Thanks for letting me ask questions again. I thought this time let me try to squeeze two more in. 1 Q cost growth in line with full year guidance, but wondering if you could provide some color on OpEx and restructuring within that. Are restructuring costs in the year progressing as expected? Are they expected to be fairly linear or front-ended? Then maybe on the U.K. motor provision of around EUR 430 million. Unchanged, but is it now incorporating only onen scenario that is the FCA final redress scheme, or are there certain other considerations in that? Thank you.

Myles O'Grady
CEO, Bank of Ireland Group

Hi, Sanjena. Mark, do you want to grab that?

Mark Spain
CFO, Bank of Ireland Group

Yeah. In reverse order, Sanjena, obviously to review the final FCA redress scheme, there's no change in our provision of GBP 374 relative to where we were in March. We have aligned with the FCA expectations, for example, and locked-in rates, et cetera, on that. Confidence actually there that actually should put that matter behind us. In terms of cost growth, again, Sanjena, very much in line with expectations. Obviously, there's hard work on the ground to deliver that. I mean, we have obviously, inflation. We're making significantly better if you call that out as part of the strategy. Including, for example, in our wealth business, where we're making really good progress in Q1.

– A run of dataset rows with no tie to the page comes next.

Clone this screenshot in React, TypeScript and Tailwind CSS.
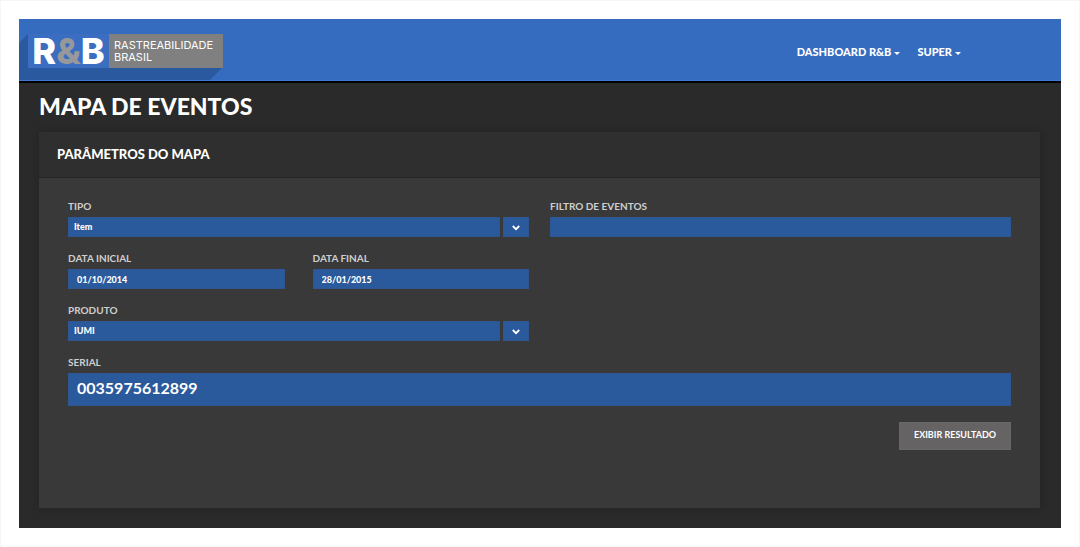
import type { ReactNode } from 'react';

const fieldClass =
  'block w-full rounded-none border border-[#2d5692] bg-[#2a599c] px-2 text-white outline-none focus:border-[#5b8ad0]';

function Field({ id, label, children }: { id: string; label: string; children: ReactNode }) {
  return (
    <div>
      <label htmlFor={id} className="mb-[3px] block text-[10px] leading-4 font-bold text-[#cfcfcf] uppercase">
        {label}
      </label>
      {children}
    </div>
  );
}

function SelectBox({ id, options }: { id: string; options: string[] }) {
  return (
    <div className="grid grid-cols-[1fr_26px] gap-[3px]">
      <span className="col-start-1 row-start-1 border border-[#2d5692] bg-[#2a599c]" />
      <span className="col-start-2 row-start-1 flex items-center justify-center border border-[#2d5692] bg-[#2a599c]">
        <svg viewBox="0 0 8 6" className="mt-px h-[6px] w-2" fill="none" stroke="#fff" strokeWidth="1.8" aria-hidden="true">
          <path d="M0.8 1 4 4.2 7.2 1" />
        </svg>
      </span>
      <select
        id={id}
        className="col-span-2 col-start-1 row-start-1 h-5 w-full appearance-none bg-transparent px-1.5 text-[9px] font-black text-white outline-none"
      >
        {options.map((option) => (
          <option key={option} className="bg-[#2a599c]">
            {option}
          </option>
        ))}
      </select>
    </div>
  );
}

function Logo() {
  return (
    <a href="#inicio" className="relative flex h-full pt-[15px] pl-[9px]" aria-label="R&B Rastreabilidade Brasil">
      <svg viewBox="0 0 204 61" className="absolute top-0 left-0 h-[61px] w-[204px]" aria-hidden="true">
        <path d="M9 15 0 24V61H191L204 48V15Z" fill="#2b599f" />
      </svg>
      <span className="relative flex h-[34px] w-[81px] items-center justify-center bg-[#3b6dc1] font-['Inter'] text-[36px] leading-none font-extrabold text-white">
        R<span className="text-[#96989c]">&amp;</span>B
      </span>
      <span className="relative flex h-[34px] w-[114px] flex-col justify-center bg-[#808080] pl-[5px] font-['Inter'] text-[11px] leading-3 text-white">
        <span>RASTREABILIDADE</span>
        <span>BRASIL</span>
      </span>
    </a>
  );
}

function MenuLink({ href, children }: { href: string; children: ReactNode }) {
  return (
    <a href={href} className="flex items-center gap-[3px]">
      {children}
      <svg viewBox="0 0 6 3" className="mt-0.5 h-[3px] w-[6px]" fill="#fff" aria-hidden="true">
        <path d="M0 0H6L3 3Z" />
      </svg>
    </a>
  );
}

export default function App() {
  return (
    <div className="border border-[#f6f6f6] bg-white p-[18px] font-['Lato',sans-serif]">
      <div className="bg-[#2a2a2a] pb-5">
        <header className="flex h-16 items-start justify-between border-b-2 border-black bg-[#356cc0] shadow-[inset_0_-1px_0_#3d79d2]">
          <Logo />
          <nav className="mt-6 mr-[100px] flex gap-[17px] text-[11px] leading-[18px] font-black text-white">
            <MenuLink href="#dashboard">DASHBOARD R&amp;B</MenuLink>
            <MenuLink href="#super">SUPER</MenuLink>
          </nav>
        </header>
        <main className="px-5">
          <h1 className="pt-[7px] pb-[10px] text-[23px] leading-8 font-black text-white">MAPA DE EVENTOS</h1>
          <section className="mr-px bg-[#393939] shadow-[0_0_8px_rgba(0,0,0,0.2)]">
            <h2 className="border-b border-[#252525] bg-[#2f2f2f] px-[18px] pt-3 pb-[13px] text-[13px] leading-5 font-black text-white">
              PARÂMETROS DO MAPA
            </h2>
            <form className="grid grid-cols-2 gap-x-[21px] gap-y-[13px] px-[29px] pt-5 pb-[58px]" onSubmit={(e) => e.preventDefault()}>
              <Field id="tipo" label="Tipo">
                <SelectBox id="tipo" options={['Item']} />
              </Field>
              <Field id="filtro" label="Filtro de eventos">
                <input id="filtro" type="text" className={`${fieldClass} h-5 text-[9px] font-black`} />
              </Field>
              <div className="col-start-1 grid grid-cols-2 gap-x-7">
                <Field id="inicial" label="Data inicial">
                  <input id="inicial" type="text" defaultValue="01/10/2014" className={`${fieldClass} h-5 text-[9px] font-black`} />
                </Field>
                <Field id="final" label="Data final">
                  <input id="final" type="text" defaultValue="28/01/2015" className={`${fieldClass} h-5 text-[9px] font-black`} />
                </Field>
              </div>
              <div className="col-start-1">
                <Field id="produto" label="Produto">
                  <SelectBox id="produto" options={['IUMI']} />
                </Field>
              </div>
              <div className="col-span-2">
                <Field id="serial" label="Serial">
                  <input id="serial" type="text" defaultValue="0035975612899" className={`${fieldClass} h-[33px] pb-1 text-[16px] font-bold`} />
                </Field>
              </div>
              <button
                type="submit"
                className="col-span-2 mt-[3px] h-7 w-28 justify-self-end border border-[#686666] bg-[#656363] pb-0.5 text-[9px] font-bold text-white"
              >
                EXIBIR RESULTADO
              </button>
            </form>
          </section>
        </main>
      </div>
    </div>
  );
}
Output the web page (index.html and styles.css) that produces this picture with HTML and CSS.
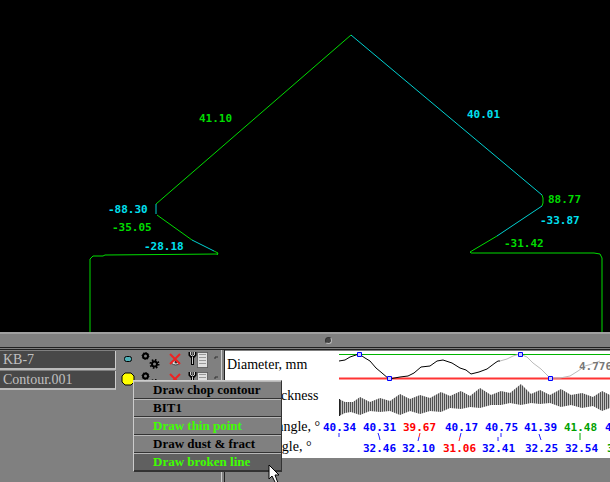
FILE: index.html
```
<!DOCTYPE html>
<html lang="en">
<head>
<meta charset="utf-8">
<title>Contour viewer</title>
<link rel="stylesheet" href="styles.css">
</head>
<body>
<main class="app">
  <svg class="scene" viewBox="0 0 610 332" role="img" aria-label="Contour with facet angles">
    <g class="edge green">
      <path d="M351 35L156 204M157 215L192 240M218 254L105 255L103 256H93L90 259V332"/>
      <path d="M542 195L543 198V203L542 206M497 236L470 252L471 253H594L600 254L602 258V332"/>
    </g>
    <g class="edge cyan">
      <path d="M351 35L542 195M542 206L497 236M156 204V214M192 240L214 251"/>
    </g>
    <path class="edge green" d="M214 251L218 253L217 255"/>
    <g class="reading green">
      <text x="199" y="122">41.10</text>
      <text x="112" y="231">-35.05</text>
      <text x="548" y="203">88.77</text>
      <text x="504" y="247">-31.42</text>
    </g>
    <g class="reading cyan">
      <text x="467" y="118">40.01</text>
      <text x="108" y="213">-88.30</text>
      <text x="144" y="250">-28.18</text>
      <text x="540" y="224">-33.87</text>
    </g>
  </svg>
  <div class="splitter"><span class="grip"></span></div>
  <section class="lower">
    <div class="objects">
      <div class="object">
        <button class="name">KB-7</button>
        <svg class="tools" viewBox="116 350 105 19" aria-hidden="true">
          <rect x="124.500" y="355.500" width="7" height="5" rx="2" fill="#4eb1b8" stroke="#000"/>
          <use href="#tools"/>
        </svg>
      </div>
      <div class="object">
        <button class="name">Contour.001</button>
        <svg class="tools" viewBox="116 350 105 19" aria-hidden="true">
          <path d="M125 352H131L134 355V361L131 364H125L122 361V355Z" fill="#ff0" stroke="#000"/>
          <use href="#tools"/>
        </svg>
      </div>
      <div class="menu" role="menu">
        <button role="menuitem">Draw chop contour</button>
        <button role="menuitem">BIT1</button>
        <button role="menuitem" class="on">Draw thin point</button>
        <button role="menuitem">Draw dust &amp; fract</button>
        <button role="menuitem" class="on active">Draw broken line</button>
      </div>
    </div>
    <div class="divider"></div>
    <div class="charts">
      <div class="labels">
        <span class="tall">Diameter, mm</span>
        <span class="tall">Girdle thickness</span>
        <span>Pavilion angle, °</span>
        <span>Crown angle, °</span>
      </div>
      <svg class="plot" viewBox="339 351 271 107" preserveAspectRatio="xMinYMin slice" role="img" aria-label="Measurements">
        <defs>
          <pattern id="bars" width="2" height="8" patternUnits="userSpaceOnUse"><path d="M0 0H1V8H0Z" fill="#505050"/><path d="M1 0H2V8H1Z" fill="#c0c0c0"/></pattern>
        </defs>
        <path class="max" d="M339 354.5H610"/>
        <path class="min" d="M339 378.5H610"/>
        <path class="curve" d="M339 361L345 360L350 357L359 354L365 358L370 361L376 368L382 373L389 379L400 377L408 376L414 373L421 367L430 366L437 361L443 360L452 363L460 368L466 370L471 374L479 372L487 369L495 363L498 361L500 361"/>
        <path class="curve pale" d="M500 361L507 359L513 356L520 354L527 357L533 363L541 369L550 378L560 378L570 376L578 371L585 366L592 364L600 361"/>
        <path class="mark" d="M357.500 352.500h4v4h-4zM387.500 376.500h4v4h-4zM518.500 352.500h4v4h-4zM548.500 376.500h4v4h-4z"/>
        <text class="last" x="579" y="370">4.776</text>
        <path fill="url(#bars)" d="M339 399L345 402L353 402L360 397L370 402L380 398L390 401L400 394L410 399L420 395L430 398L441 392L450 396L461 391L470 396L480 388L491 395L501 391L510 393L521 384L531 394L540 390L550 395L561 389L571 395L582 393L593 397L602 391L610 395V408L602 411L593 406L582 408L571 405L561 407L550 403L540 404L531 403L521 405L510 403L501 405L491 405L480 408L470 407L461 409L450 408L441 412L430 411L420 414L410 411L400 415L390 411L380 412L370 411L360 415L351 412L345 413L339 416Z"/>
        <path fill="#222" d="M339 399h1v17h-1z"/>
        <g class="value">
          <text x="323" y="431">40.34</text><text x="363" y="431">40.31</text><text class="bad" x="403" y="431">39.67</text><text x="445" y="431">40.17</text><text x="485" y="431">40.75</text><text x="524" y="431">41.39</text><text class="good" x="564" y="431">41.48</text><text x="605" y="431">41.10</text>
          <text x="363" y="452">32.46</text><text x="402" y="452">32.10</text><text class="bad" x="443" y="452">31.06</text><text x="482" y="452">32.41</text><text x="525" y="452">32.25</text><text x="565" y="452">32.54</text><text class="good" x="607" y="452">33.10</text>
        </g>
        <path class="tick" d="M339 433v4M378 433l1 3l1 4M419 437l-1 4M461 433l-1 4M501 433v4M498 437v4M539 434l2 6"/>
        <path class="tick red" d="M420 433l-1 4M460 437l-1 4"/>
        <path class="tick green" d="M580 433v7"/>
      </svg>
    </div>
  </section>
  <svg class="cursor" viewBox="0 0 12 20" aria-hidden="true"><path d="M1 1V15L4 12L8 20L10 19L7 11H11Z" fill="#fff" stroke="#000"/></svg>
</main>
<svg class="defs" aria-hidden="true">
  <g id="tools">
    <circle cx="145.500" cy="355" r="2.500" fill="none" stroke="#000" stroke-width="2"/>
    <circle cx="145.500" cy="355" r="3.500" fill="none" stroke="#000" stroke-dasharray="1 1.700"/>
    <circle cx="154.500" cy="363" r="2.500" fill="none" stroke="#000" stroke-width="2"/>
    <circle cx="154.500" cy="363" r="4" fill="none" stroke="#000" stroke-width="2" stroke-dasharray="1.500 1.640"/>
    <path d="M171 362q4-6 9 0q-4 4-9 0" fill="#ddd" stroke="#444"/>
    <circle cx="176" cy="361" r="1.500" fill="#333"/>
    <path d="M170 353L180 363M180 353L170 363" stroke="#e22" stroke-width="2"/>
    <path d="M190 351v3l2 2h1l2-2v-3M192.500 356v8" fill="none" stroke="#000" stroke-width="3"/>
    <path d="M190.500 351v3l2 1l2-1v-3M192.500 356v7" fill="none" stroke="#ccc"/>
    <path d="M197.500 351.500h10v15h-10z" fill="#e0e0e0" stroke="#222" stroke-dasharray="1 1"/>
    <path d="M199 353.500h7M199 356.500h7M199 359.500h7M199 362.500h7" stroke="#999"/>
    <path d="M215 358v-2h3" fill="none" stroke="#333"/>
  </g>
</svg>
</body>
</html>
```
FILE: styles.css
```
* { box-sizing: border-box; }
body { margin: 0; background: #808080; font: bold 13px/16px "Liberation Serif", serif; }
button { font: inherit; border: 0; margin: 0; text-align: left; }
.app { position: relative; min-height: 100vh; overflow: hidden; }
.scene { display: block; width: 100%; background: #000; }
.edge { fill: none; stroke-width: 1; }
.edge.green { stroke: #00dc00; }
.edge.cyan { stroke: #00d0d0; }
.reading, .value, .last { font: bold 11px "DejaVu Sans Mono", monospace; }
.reading.green { fill: #00dc00; }
.reading.cyan { fill: #00e0f0; }
.splitter { height: 18px; display: flex; align-items: center; justify-content: center; padding-left: 46px; background: #808080; border-top: 2px solid #a0a0a0; border-bottom: 3px double #222; }
.grip { width: 7px; height: 7px; border-radius: 50%; background: #444; border: 1px solid #bbb; border-top-color: #333; border-left-color: #333; }
.lower { display: flex; align-items: flex-start; }
.objects { position: relative; width: 221px; flex: none; padding-top: 1px; }
.object { display: flex; height: 20px; }
.name { width: 116px; height: 19px; padding: 0 3px; background: #484848; color: #c0c0c0; border-right: 1px solid #ccc; border-bottom: 2px solid #bbb; font-size: 14px; font-weight: normal; }
.tools { width: 105px; height: 19px; }
.divider { width: 4px; align-self: stretch; border-left: 1px solid #ccc; border-right: 1px solid #222; min-height: 132px; }
.charts { flex: 1; min-width: 0; display: flex; margin-top: 1px; height: 107px; background: #fff; overflow: hidden; }
.labels { width: 114px; flex: none; padding: 6px 0 0 2px; display: flex; flex-direction: column; white-space: nowrap; font-size: 14px; font-weight: normal; }
.labels span { height: 20px; }
.labels .tall { height: 32px; }
.plot { flex: 1; min-width: 0; height: 107px; overflow: visible; }
.max { stroke: #00b400; }
.min { stroke: #f33; stroke-width: 2; }
.curve { fill: none; stroke: #000; }
.curve.pale { stroke: #bbb; }
.mark { fill: #ccf; stroke: #00f; }
.last { fill: #777; }
.value { fill: #00f; }
.bad { fill: #f00; }
.good { fill: #00a000; }
.tick { fill: none; stroke: #22f; }
.tick.red { stroke: #f22; }
.tick.green { stroke: #0a0; }
.menu { position: absolute; z-index: 2; left: 133px; top: 30px; width: 149px; border: 1px solid #333; border-left-color: #ccc; border-top-color: #ccc; background: #808080; }
.menu button { display: block; width: 100%; height: 18px; padding: 0 0 0 19px; background: #808080; border-top: 1px solid #b8b8b8; border-bottom: 1px solid #333; color: #000; }
.menu .on { color: #40ff00; }
.menu .active { background: #606060; }
.cursor { position: absolute; z-index: 3; left: 268px; top: 464px; width: 12px; height: 20px; }
.defs { position: absolute; width: 0; height: 0; }
```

Also at that we're delivering savings as well. They're playing out as expected in Q1. Our restructuring costs, yeah, I'd say broadly linear over the year. Won't be exactly linear. Again, nothing to call out today in that regard so that we're happy with the progress that we're making.

Sanjena Dadawala
Analyst, UBS

Thank you.

Mark Spain
CFO, Bank of Ireland Group

Thanks, Sanjena.

Operator

This concludes the Q&A session. I'll now hand back to management for closing remarks.

Myles O'Grady
CEO, Bank of Ireland Group

Thank you very much. It's a busy day in the market today. Thank you for your time and, I hope you all have a very good Friday and look forward to talking to you all in due course. Thank you very much.